Ten years of Direct Admit has welcomed 1,116 students into the school as freshmen, bringing them into the School of Business family two years sooner than most. They have the advantage of small sections of required classes in law and accounting, the opportunity to become involved in the school through clubs and events, and are able to use the services of the School of Business Office of Career Services.

Neema Moghadam ’12, now an account executive for NetSuite, took the opportunity to join clubs as a freshman. He joined the fledgling Albany Business Leaders Emerging, became president and grew the club from 25 to 200 members. He said that his experience with ABLE and the Direct Admit program have benefited him on the job. He explained, “Along with business acumen, I learned soft skills from working with different types of people.”

Though the criteria for joining the program has not changed and the UAlbany freshman class has remained the same size for the last several years, the size of the Direct Admit class varies. For instance, in the year the program was introduced, 83 students were admitted. In 2009, the number was up to 144, then down to 94 in 2011, and back up to 146 in 2015. University at Albany Senior Admissions Advisor Jaclyn Napoleon said, “Each year is different and while the Business School programs are consistently our most popular, we can’t fully know how many students will apply and ultimately qualify for the Direct Admit program.”

Napoleon’s office estimates that they share information about the Direct Admit program proportionately more than other majors, because business is the major the undergraduate recruiting office is asked about most often.

 Jeevan Sunny, Cara Smith, Troy Torres
Former students of the EY Trajectory program represent the school at a Direct Admit reception: EY Performance Improvement and Technology Consultant Jeevan Sunny ’14, and EY Risk Advisory Consultants Cara Smith ’15 and Troy Torres ’15.

Most students come from New York State, but the program enrolls business-oriented freshmen from across the country and the world, including Australian brothers Sam ’15 and Mike ’17 Rowley, stars of the UAlbany men’s basketball team.
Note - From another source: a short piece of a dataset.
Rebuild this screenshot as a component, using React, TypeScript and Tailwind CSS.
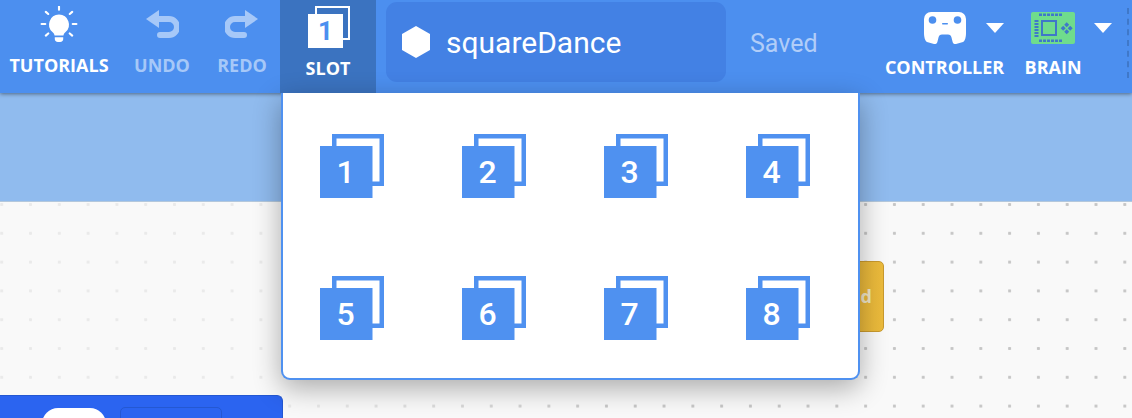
const sans = "font-['Open_Sans','Noto_Sans',sans-serif]";
const roboto = "font-['Roboto',sans-serif]";

function Bulb() {
  return (
    <svg width="38" height="37" viewBox="0 1 36 35" fill="white">
      <path d="M18 9a9.500 9.500 0 0 0-6 16.800c1.100 1 1.600 2 1.800 3.200h8.400c.2-1.200.7-2.200 1.800-3.200A9.500 9.500 0 0 0 18 9z" />
      <path d="M14 30.500h8v1.500a3 3 0 0 1-3 3h-2a3 3 0 0 1-3-3z" />
      <g stroke="white" strokeWidth="2" strokeLinecap="round">
        <path d="M18 1.500v3M5.500 6.500l2.300 2M30.500 6.500l-2.300 2M1.500 18h3.500M31 18h3.500M5.500 29l2.300-2M30.500 29l-2.300-2" />
      </g>
    </svg>
  );
}

function Undo({ flip }: { flip?: boolean }) {
  return (
    <svg width="34" height="30" viewBox="0 0 34 30" className={flip ? "-scale-x-100" : ""}>
      <path d="M1 10 L14 1 V19 Z" fill="#a6c8f8" />
      <path d="M12 10 H24 a8 8 0 0 1 0 16 H15" fill="none" stroke="#a6c8f8" strokeWidth="6" strokeLinecap="round" />
    </svg>
  );
}

function Controller() {
  return (
    <svg width="42" height="32" viewBox="0 0 42 32">
      <path
        d="M7 0H35a7 7 0 0 1 7 7V21c0 4-1 8-3 9l-7 2c-2 .3-3-.5-3.500-2.500l-1-4c-.5-2-1.500-3-3.500-3h-6c-2 0-3 1-3.500 3l-1 4C13 31.500 12 32.300 10 32l-7-2c-2-1-3-5-3-9V7a7 7 0 0 1 7-7z"
        fill="white"
      />
      <circle cx="8.500" cy="8" r="3.800" fill="#4c8fef" />
      <circle cx="33.500" cy="8" r="3.800" fill="#4c8fef" />
      <rect x="18" y="11" width="6" height="1.500" rx="0.700" fill="#4c8fef" />
    </svg>
  );
}

function Brain() {
  const top = [8, 12, 16, 20, 24, 28];
  const side = [8, 11, 14, 17, 20, 23];
  return (
    <svg width="44" height="32" viewBox="0 0 44 32">
      <rect width="44" height="32" rx="2" fill="#6fdc8c" />
      <g fill="#3f78c9">
        {top.map((x) => (
          <g key={x}>
            <rect x={x} y="1.500" width="3" height="2.500" />
            <rect x={x} y="27.500" width="3" height="2.500" />
          </g>
        ))}
        {side.map((y) => (
          <rect key={y} x="3.500" y={y} width="4" height="2" />
        ))}
        <path d="M10 8H26V24H10ZM12 10V22H24V10Z" fillRule="evenodd" />
        <rect x="34" y="11" width="3.500" height="3.500" transform="rotate(45 35.700 12.700)" />
        <rect x="34" y="18" width="3.500" height="3.500" transform="rotate(45 35.700 19.700)" />
        <rect x="30.500" y="14.500" width="3.500" height="3.500" transform="rotate(45 32.200 16.200)" />
        <rect x="37.500" y="14.500" width="3.500" height="3.500" transform="rotate(45 39.200 16.200)" />
      </g>
    </svg>
  );
}

function Caret() {
  return (
    <svg width="18" height="10" viewBox="0 0 18 10" fill="white">
      <path d="M0 0H18L9 10Z" />
    </svg>
  );
}

function SlotIcon({ n }: { n: number }) {
  return (
    <div className="relative w-16 h-16">
      <svg width="64" height="64" viewBox="0 0 64 64" className="absolute inset-0">
        <path d="M12 0H64V52H52V12H12Z" fill="#4f91f0" />
        <path d="M16.500 4.500H59.500V47.500H52V12H16.500Z" fill="white" />
        <rect x="0" y="12" width="52.500" height="52" fill="#4f91f0" />
      </svg>
      <span className={`absolute left-0 top-3 w-[51px] h-[52px] flex items-center justify-center text-[32px] font-medium text-white ${roboto}`}>
        {n}
      </span>
    </div>
  );
}

function HeaderLabel({ children, dim }: { children: string; dim?: boolean }) {
  return (
    <span className={`block text-[18px] leading-[22px] font-bold whitespace-nowrap ${sans} ${dim ? "text-[#a6c8f8]" : "text-white"}`}>
      {children}
    </span>
  );
}

export default function App() {
  return (
    <div className="relative w-[1132px] h-[418px] overflow-hidden flex flex-col bg-[#f9f9f9]">
      <header className="h-[93px] shrink-0 flex bg-[#4c8fef] shadow-[0_1px_4px_rgba(0,0,0,0.45)] z-10">
        <div className="w-[118px] flex flex-col items-center pt-[6px]">
          <Bulb />
          <div className="mt-[11px]">
            <HeaderLabel>TUTORIALS</HeaderLabel>
          </div>
        </div>
        <div className="w-[81px] pl-[7px] flex flex-col items-center pt-[9px]">
          <Undo />
          <div className="mt-[15px]">
            <HeaderLabel dim>UNDO</HeaderLabel>
          </div>
        </div>
        <div className="w-[81px] pl-[5px] flex flex-col items-center pt-[9px]">
          <Undo flip />
          <div className="mt-[15px]">
            <HeaderLabel dim>REDO</HeaderLabel>
          </div>
        </div>
        <div className="w-[96px] bg-[#3b73c0] flex flex-col items-center pt-[6px]">
          <div className="relative w-[42px] h-[42px] ml-[2px]">
            <div className="absolute right-0 top-0 w-[35px] h-[34px] border-[2.500px] border-white" />
            <div className={`absolute left-0 bottom-0 w-[35px] h-[34px] bg-white flex items-center justify-center text-[26px] font-bold text-[#4c8fef] ${roboto}`}>
              1
            </div>
          </div>
          <div className="mt-[9px]">
            <HeaderLabel>SLOT</HeaderLabel>
          </div>
        </div>
        <div className="ml-[10px] mt-[2px] w-[340px] h-[80px] rounded-[11px] bg-[#4381e4] flex items-center pl-4">
          <svg width="28" height="32" viewBox="0 0 28 32" fill="white">
            <path d="M14 0L28 8V24L14 32L0 24V8Z" />
          </svg>
          <span className={`ml-[16px] text-[30px] text-white ${roboto}`}>squareDance</span>
        </div>
        <span className={`ml-[24px] mt-[28px] h-[32px] text-[25px] leading-[32px] text-[#b1cdf8] ${roboto}`}>Saved</span>
        <div className="ml-[68px] w-[118px] flex flex-col items-center pt-[12px] relative">
          <Controller />
          <div className="mt-[12px]">
            <HeaderLabel>CONTROLLER</HeaderLabel>
          </div>
          <div className="absolute left-[100px] top-[23px]">
            <Caret />
          </div>
        </div>
        <div className="ml-[21px] w-[57px] flex flex-col items-center pt-[12px] relative">
          <Brain />
          <div className="mt-[12px]">
            <HeaderLabel>BRAIN</HeaderLabel>
          </div>
          <div className="absolute left-[69px] top-[23px]">
            <Caret />
          </div>
        </div>
        <div className="ml-[45px] mt-[8px] h-[70px] w-0 border-r-2 border-dashed border-[#3f78c9]" />
      </header>

      <div className="h-[109px] shrink-0 bg-[#90bbee] border-b border-[#b4c8dc]" />

      <main className="relative flex-1 flex flex-col justify-end bg-[#f9f9f9] bg-[linear-gradient(to_right,rgba(249,249,249,0.7)_0,rgba(249,249,249,0.7)_300px,transparent_620px),radial-gradient(circle,#c6c6c6_1.300px,transparent_1.900px)] bg-[size:100%_100%,28.800px_28.800px] bg-[position:0_0,-12.700px_-11.900px]">
        <div className="absolute left-[700px] top-[59px] w-[184px] h-[71px] rounded-[5px] border border-[#c99a2e] bg-gradient-to-r from-[#dca72f] to-[#ecbb3c] flex items-center justify-end pr-[11px]">
          <span className={`text-[18px] font-bold text-[#f0e6c8] ${sans}`}>d</span>
        </div>
        <div className="w-[283px] h-[23px] rounded-tr-[6px] bg-[#2b64f0] border-t border-r border-[#2458d2] relative">
          <div className="absolute left-[42px] top-[12px] w-[64px] h-[32px] rounded-full bg-white" />
          <div className="absolute left-[120px] top-[11px] w-[102px] h-[30px] rounded-[5px] border border-[#2458d2]" />
        </div>
      </main>

      <div className="absolute left-[281px] top-[93px] z-20 w-[579px] h-[287px] bg-white border-2 border-t-0 border-[#4f91f0] rounded-b-[9px] shadow-[0_8px_28px_rgba(0,0,0,0.32)] pl-[37px] pt-[41px]">
        <div className="grid grid-cols-[repeat(4,64px)] gap-x-[78px] gap-y-[78px]">
          {[1, 2, 3, 4, 5, 6, 7, 8].map((n) => (
            <SlotIcon key={n} n={n} />
          ))}
        </div>
      </div>
    </div>
  );
}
According to Susan Maloney, director of undergraduate student services for the School of Business, the program attracts a high caliber of student who is “driven and focused.” Her colleague, Jason Cotugno, assistant director of undergraduate student services for the School of Business, agrees. He said, “Many are involved in the university’s honors program. They start college with 20, 30 or even 40 credits earned through advanced placement classes offered by their high schools, enabling them to earn dual and in some cases triple degrees.” Former Direct Admit student G.J. Gerner ’11, ’12, who works in Tax Technology and Data Analytic Services at EY, completed two majors. He noted, “By being able to take business classes earlier in my college career it helped me to be able to get a dual major in accounting and business administration in just four years.” Others use the flexibility to graduate early or study abroad.
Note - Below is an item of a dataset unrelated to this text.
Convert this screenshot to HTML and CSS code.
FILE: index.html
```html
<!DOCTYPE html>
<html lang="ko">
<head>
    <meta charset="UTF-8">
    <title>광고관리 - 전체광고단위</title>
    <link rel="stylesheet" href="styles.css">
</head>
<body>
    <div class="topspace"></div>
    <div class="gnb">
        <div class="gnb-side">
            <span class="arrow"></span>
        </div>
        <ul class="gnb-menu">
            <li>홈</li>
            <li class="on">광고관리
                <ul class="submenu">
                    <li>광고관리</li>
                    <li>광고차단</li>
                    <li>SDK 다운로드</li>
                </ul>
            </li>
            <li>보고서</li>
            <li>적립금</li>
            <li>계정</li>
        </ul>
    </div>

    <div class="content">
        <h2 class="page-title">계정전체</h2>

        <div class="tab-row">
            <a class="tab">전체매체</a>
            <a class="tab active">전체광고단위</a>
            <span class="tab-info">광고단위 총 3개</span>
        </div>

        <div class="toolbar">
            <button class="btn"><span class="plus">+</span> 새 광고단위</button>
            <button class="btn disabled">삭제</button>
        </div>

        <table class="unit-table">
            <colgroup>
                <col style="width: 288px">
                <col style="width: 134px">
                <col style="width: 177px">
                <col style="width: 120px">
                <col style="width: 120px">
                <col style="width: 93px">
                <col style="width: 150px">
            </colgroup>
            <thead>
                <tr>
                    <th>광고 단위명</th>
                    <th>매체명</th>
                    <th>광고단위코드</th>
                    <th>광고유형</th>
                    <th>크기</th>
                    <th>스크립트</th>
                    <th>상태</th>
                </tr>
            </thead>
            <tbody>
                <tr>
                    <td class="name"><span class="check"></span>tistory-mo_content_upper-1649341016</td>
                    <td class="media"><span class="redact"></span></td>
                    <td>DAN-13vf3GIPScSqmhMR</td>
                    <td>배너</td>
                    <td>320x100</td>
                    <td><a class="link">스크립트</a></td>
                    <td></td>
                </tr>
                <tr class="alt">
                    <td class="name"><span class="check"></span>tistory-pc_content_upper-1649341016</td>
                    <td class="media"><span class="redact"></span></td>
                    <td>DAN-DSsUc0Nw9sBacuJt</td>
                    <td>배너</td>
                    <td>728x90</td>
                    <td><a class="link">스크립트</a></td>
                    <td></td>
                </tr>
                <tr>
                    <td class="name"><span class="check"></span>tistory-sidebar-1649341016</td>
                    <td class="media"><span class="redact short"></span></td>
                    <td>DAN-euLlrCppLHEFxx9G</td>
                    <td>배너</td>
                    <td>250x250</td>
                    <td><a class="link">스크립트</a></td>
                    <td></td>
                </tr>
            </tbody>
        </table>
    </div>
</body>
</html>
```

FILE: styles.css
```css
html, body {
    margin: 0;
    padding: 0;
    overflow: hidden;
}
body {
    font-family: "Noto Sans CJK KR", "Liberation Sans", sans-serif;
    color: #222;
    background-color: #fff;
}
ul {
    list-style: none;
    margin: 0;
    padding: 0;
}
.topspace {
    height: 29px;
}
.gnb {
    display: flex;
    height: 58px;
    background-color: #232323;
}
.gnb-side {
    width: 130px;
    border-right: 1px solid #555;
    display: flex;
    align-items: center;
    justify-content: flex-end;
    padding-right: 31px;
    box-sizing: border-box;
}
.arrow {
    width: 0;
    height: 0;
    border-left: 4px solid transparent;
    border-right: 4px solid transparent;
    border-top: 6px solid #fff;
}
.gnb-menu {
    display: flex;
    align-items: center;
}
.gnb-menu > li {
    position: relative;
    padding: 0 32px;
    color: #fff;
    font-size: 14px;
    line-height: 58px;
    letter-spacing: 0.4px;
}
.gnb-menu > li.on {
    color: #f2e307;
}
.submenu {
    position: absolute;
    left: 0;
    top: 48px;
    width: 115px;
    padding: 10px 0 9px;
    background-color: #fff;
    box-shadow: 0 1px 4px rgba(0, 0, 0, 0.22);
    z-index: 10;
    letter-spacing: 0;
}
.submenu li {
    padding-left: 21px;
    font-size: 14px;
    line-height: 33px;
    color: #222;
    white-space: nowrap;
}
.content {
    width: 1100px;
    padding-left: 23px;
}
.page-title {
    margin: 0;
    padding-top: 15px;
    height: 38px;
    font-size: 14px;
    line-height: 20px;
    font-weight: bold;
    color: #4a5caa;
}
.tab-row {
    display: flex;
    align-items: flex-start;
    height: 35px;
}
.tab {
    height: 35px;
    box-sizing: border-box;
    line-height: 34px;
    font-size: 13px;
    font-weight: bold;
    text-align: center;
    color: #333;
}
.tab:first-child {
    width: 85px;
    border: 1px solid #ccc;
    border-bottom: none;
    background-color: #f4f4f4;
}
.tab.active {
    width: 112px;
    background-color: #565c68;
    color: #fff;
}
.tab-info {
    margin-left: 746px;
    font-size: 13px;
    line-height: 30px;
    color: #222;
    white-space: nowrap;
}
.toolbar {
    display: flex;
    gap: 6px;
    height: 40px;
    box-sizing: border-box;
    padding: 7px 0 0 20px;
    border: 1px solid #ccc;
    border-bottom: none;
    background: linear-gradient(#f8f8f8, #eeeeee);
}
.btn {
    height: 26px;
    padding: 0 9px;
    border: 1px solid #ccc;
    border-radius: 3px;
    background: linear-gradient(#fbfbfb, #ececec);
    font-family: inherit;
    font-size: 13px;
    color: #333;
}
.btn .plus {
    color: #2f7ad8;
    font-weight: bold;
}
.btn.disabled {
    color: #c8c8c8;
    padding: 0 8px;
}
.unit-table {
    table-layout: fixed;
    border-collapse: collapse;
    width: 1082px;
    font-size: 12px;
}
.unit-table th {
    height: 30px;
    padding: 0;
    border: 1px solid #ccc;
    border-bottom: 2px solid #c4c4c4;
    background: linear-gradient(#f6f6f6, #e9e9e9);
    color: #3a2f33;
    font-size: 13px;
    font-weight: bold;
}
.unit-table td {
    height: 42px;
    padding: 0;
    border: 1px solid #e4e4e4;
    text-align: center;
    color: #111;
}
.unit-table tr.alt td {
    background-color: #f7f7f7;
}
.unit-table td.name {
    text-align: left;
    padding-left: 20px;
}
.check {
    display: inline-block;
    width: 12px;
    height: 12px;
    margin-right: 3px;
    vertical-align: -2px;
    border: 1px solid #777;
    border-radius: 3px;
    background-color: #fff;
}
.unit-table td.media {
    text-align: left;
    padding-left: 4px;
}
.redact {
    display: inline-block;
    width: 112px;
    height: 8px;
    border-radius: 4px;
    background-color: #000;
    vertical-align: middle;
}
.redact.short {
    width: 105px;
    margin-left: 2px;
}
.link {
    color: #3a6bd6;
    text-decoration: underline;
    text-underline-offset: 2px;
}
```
Janelle Murphy ’10, ’11, senior associate at Duff & Phelps, said that the Direct Admit program provided opportunity from the start. “It opened doors to both internal and external opportunities very early in my college career, as potential employees, professors, advisors, and the like were impressed with the nature of the program. I was introduced to contacts in the accounting industry from a very early stage, some of which I am still connected to today. I was privileged to be a part of summer leadership programs, internship programs, and various other programs hosted by the Big Four accounting firms as a freshman! I was meeting industry leaders and partners in the industry because of the connections I was able to make through the program.”

Elda Di Re '83
EY Partner Elda Di Re ’83 speaks at a Direct Admit reception held at the firm.

One of the goals of Direct Admit is to welcome students into the School of Business family sooner – to build connection and opportunity. Kathryn Pendergast ’13, compliance examiner I at Financial Industry Regulatory Authority, who completed the Financial Analyst Honors Program and a minor in financial market regulation, said she connected with professors even before she took their classes. “Knowing the faculty of the School of Business was helpful in that there was always someone to go to for resume help or career advice. The Direct Admit program helped make the School of Business feel like a network of colleagues and friends.”
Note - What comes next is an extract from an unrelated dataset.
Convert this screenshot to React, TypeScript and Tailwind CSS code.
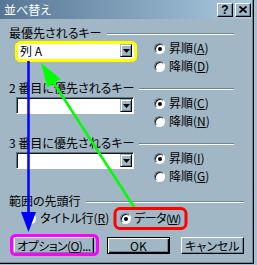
import type { ReactNode } from 'react'

function Accel({ children }: { children: ReactNode }) {
  return <span className="underline decoration-1 underline-offset-[1px]">{children}</span>
}

function Radio({ checked = false }: { checked?: boolean }) {
  return (
    <span className="flex h-[11px] w-[11px] shrink-0 items-center justify-center rounded-full border border-t-[#5c7688] border-l-[#5c7688] border-r-white border-b-white bg-white shadow-[inset_1px_1px_0_#1a1a1a]">
      {checked && <span className="ml-[1px] mt-[1px] h-[4px] w-[4px] rounded-full bg-black" />}
    </span>
  )
}

function RadioItem({ checked, label, accel, tight = false }: { checked?: boolean; label: string; accel: string; tight?: boolean }) {
  return (
    <div className={`flex h-[18px] items-center whitespace-nowrap ${tight ? 'gap-[3px]' : 'gap-[4px]'}`}>
      <Radio checked={checked} />
      <span className={tight ? 'tracking-[-0.5px]' : ''}>
        {label}
        <span className={tight ? 'text-[11px] tracking-[-1px]' : ''}>
          (<Accel>{accel}</Accel>)
        </span>
      </span>
    </div>
  )
}

function GroupLabel({ text, className = '' }: { text: string; className?: string }) {
  return (
    <div className={`flex h-[12px] items-center ${className}`}>
      <span className="whitespace-nowrap">{text}</span>
      <div className="ml-[5px] mt-[1px] h-[2px] flex-1 border-t border-b border-t-[#6b8799] border-b-white" />
    </div>
  )
}

function Combo({ value = '' }: { value?: string }) {
  return (
    <div className="flex h-[17px] w-[118px] border border-t-[#5c7688] border-l-[#5c7688] border-r-white border-b-white bg-white shadow-[inset_1px_1px_0_#1a1a1a]">
      <div className="flex flex-1 items-center pl-[3px] pt-[1px]">{value}</div>
      <div className="m-[1px] flex w-[12px] items-center justify-center border border-t-[#a1b7c5] border-l-[#a1b7c5] border-r-black border-b-black bg-[#a1b7c5] shadow-[inset_1px_1px_0_#ffffff,inset_-1px_-1px_0_#6b8799]">
        <svg width="7" height="4" viewBox="0 0 7 4">
          <path d="M0 0h7L3.5 4z" fill="#000" />
        </svg>
      </div>
    </div>
  )
}

function KeyGroup({
  title,
  value,
  up,
  down,
  className = '',
}: {
  title: string
  value?: string
  up: string
  down: string
  className?: string
}) {
  return (
    <>
      <GroupLabel text={title} className={`mr-[10px] ${className}`} />
      <div className="flex h-[36px]">
        <div className="ml-[7px] mt-[3px]">
          <Combo value={value} />
        </div>
        <div className="ml-[20px] flex flex-col">
          <RadioItem checked label="昇順" accel={up} />
          <RadioItem label="降順" accel={down} />
        </div>
      </div>
    </>
  )
}

function Button({ children, width, isDefault = false, className = '' }: { children: ReactNode; width: string; isDefault?: boolean; className?: string }) {
  const frame = isDefault
    ? 'border border-black shadow-[inset_1px_1px_0_#ffffff,inset_-1px_-1px_0_#000000,inset_-2px_-2px_0_#6b8799]'
    : 'border border-t-white border-l-white border-r-black border-b-black shadow-[inset_-1px_-1px_0_#6b8799]'
  return (
    <div className={`flex h-[17px] items-center justify-center whitespace-nowrap bg-[#a1b7c5] pt-[1px] ${frame} ${width} ${className}`}>
      {children}
    </div>
  )
}

function TitleButton({ children }: { children: ReactNode }) {
  return (
    <div className="flex h-[14px] w-[16px] items-center justify-center border border-t-white border-l-white border-r-black border-b-black bg-[#a1b7c5] shadow-[inset_-1px_-1px_0_#6b8799]">
      {children}
    </div>
  )
}

export default function App() {
  return (
    <div className="relative h-[265px] w-[257px] overflow-hidden bg-[#a8bfcd] font-['Noto_Sans_CJK_JP',sans-serif] text-[12px] leading-[12px] text-black [font-feature-settings:'palt']">
      <div className="flex h-[264px] w-[254px] flex-col border-r border-b border-black bg-[#a1b7c5] shadow-[inset_-1px_-1px_0_#6b8799]">
        <div className="flex h-[19px] w-[252px] items-center bg-gradient-to-r from-[#567694] to-[#aacae0] pl-[4px] pr-[1px]">
          <span className="flex-1 text-white">並べ替え</span>
          <TitleButton>
            <span className="font-['Liberation_Sans',sans-serif] text-[12px] font-bold leading-[12px]">?</span>
          </TitleButton>
          <div className="ml-[2px]">
            <TitleButton>
              <svg width="8" height="7" viewBox="0 0 8 7">
                <path d="M0.5 0.5L7.5 6.5M7.5 0.5L0.5 6.5" stroke="#000" strokeWidth="1.8" />
              </svg>
            </TitleButton>
          </div>
        </div>

        <div className="flex flex-col px-[9px]">
          <KeyGroup title="最優先されるキー" value="列 A" up="A" down="D" className="mt-[8px]" />
          <KeyGroup title="2 番目に優先されるキー" up="C" down="N" className="mt-[7px]" />
          <KeyGroup title="3 番目に優先されるキー" up="I" down="G" className="mt-[7px]" />

          <GroupLabel text="範囲の先頭行" className="mt-[10px]" />
          <div className="mt-[2px] flex">
            <div className="ml-[16px] w-[95px]">
              <RadioItem label="タイトル行" accel="R" />
            </div>
            <RadioItem checked label="データ" accel="W" tight />
          </div>

          <div className="mt-[10px] ml-[5px] flex">
            <Button width="w-[81px]">
              <span className="tracking-[-0.6px]">
                オプション(<Accel>O</Accel>)...
              </span>
            </Button>
            <Button width="w-[64px]" isDefault className="ml-[13px]">
              OK
            </Button>
            <Button width="w-[64px]" className="ml-[11px]">
              キャンセル
            </Button>
          </div>
        </div>
      </div>

      {/* annotation marks drawn over the dialog */}
      <svg className="pointer-events-none absolute left-0 top-0" width="257" height="265" viewBox="0 0 257 265">
        <rect x="16.5" y="42.5" width="119" height="18" rx="4" fill="none" stroke="#ffff00" strokeWidth="3" />
        <line x1="28.5" y1="61" x2="28.5" y2="214" stroke="#0000ff" strokeWidth="2.5" />
        <polygon points="21,212 36,212 28.5,232" fill="#0000ff" />
        <line x1="50" y1="77" x2="134" y2="207" stroke="#00ff00" strokeWidth="2.5" />
        <polygon points="41,63 60.7,78.9 47.3,87.5" fill="#00ff00" />
        <rect x="115" y="208.5" width="71" height="20" rx="5" fill="none" stroke="#ff0000" strokeWidth="3" />
        <rect x="11.5" y="235.5" width="86" height="19" rx="4" fill="none" stroke="#ff00ff" strokeWidth="3" />
      </svg>
    </div>
  )
}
An estimated 80 percent of students who begin as Direct Admits graduate from the School of Business. Maloney said that those who leave find another subject that appeals to them. “Students admitted to the Direct Admit program are active and interested in many subjects. They have lots of options.”

Accepted high-school students are invited to receptions held each spring. Deloitte and EY have sponsored events at their New York City offices. Typically 20 to 30 families attend. Fall 2016 will bring a new class full of promise and youthful expectation, offering a head start to a smart, focused group of business professionals in training.